The Open Directory server can provide LDAP and authentication services to more client computers, because not all computers need these services at the same time. Each computer connects to the LDAP directory for up to two minutes, and connections to the Open Directory Password Server are even more brief.
Determining what the fraction is—the percentage of computers that make connections at the same time—can be difficult.
For example, computers that have a single user who spends all day working on graphics files need Open Directory services relatively infrequently.
In contrast, computers in a lab have many users logging in throughout the day, each with a different set of managed client preference settings, and these computers place a relatively high load on Open Directory services.
In general, you can correlate Open Directory usage with login and logout.
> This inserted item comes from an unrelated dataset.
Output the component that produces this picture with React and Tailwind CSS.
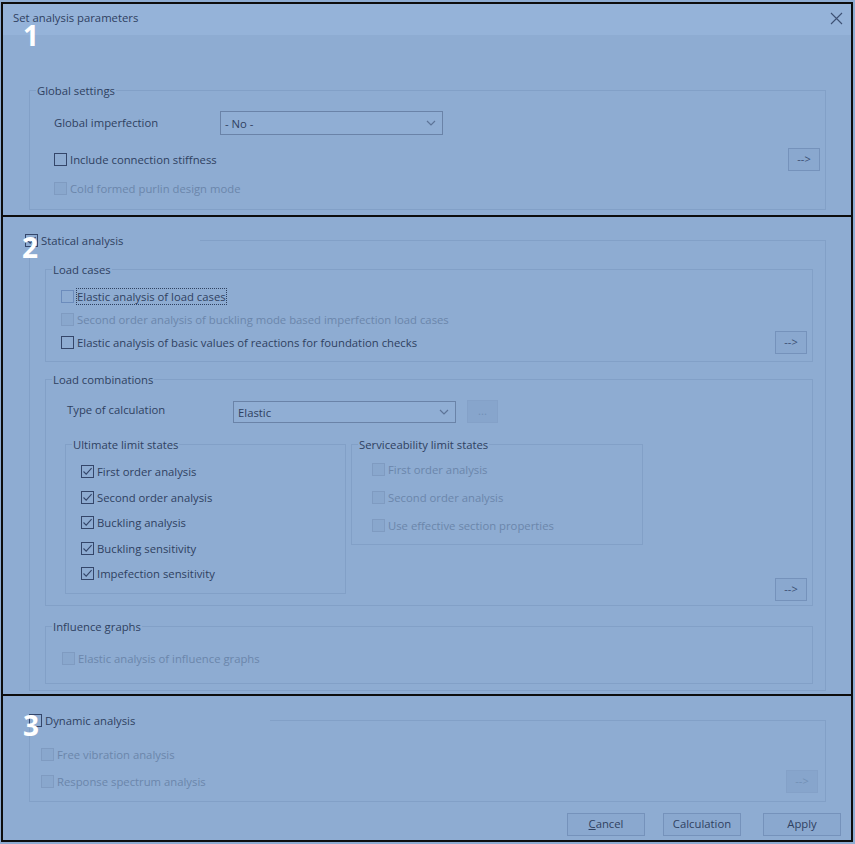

These activities generally dominate directory and authentication services for any system.
The more frequently users log in and out, the fewer computers an Open Directory server (or any directory and authentication server) can support. You need more Open Directory servers if users log in frequently. You can get by with fewer Open Directory servers if work sessions are long and login is infrequent.
Identify servers for hosting shared domains
If you need more than one shared domain, identify the servers where the shared domains should reside. Shared domains affect many users, so they should reside on OS X Servers that have the following characteristics:
Restricted physical access
Limited network access
High-availability technologies, such as uninterruptible power supplies
Select computers that aren’t replaced frequently and that have adequate capacity for expanding directory domains. Although you can move a shared domain after it’s set up, it might be necessary to reconfigure the search policies of computers that connect to the shared domain so users can continue to log in.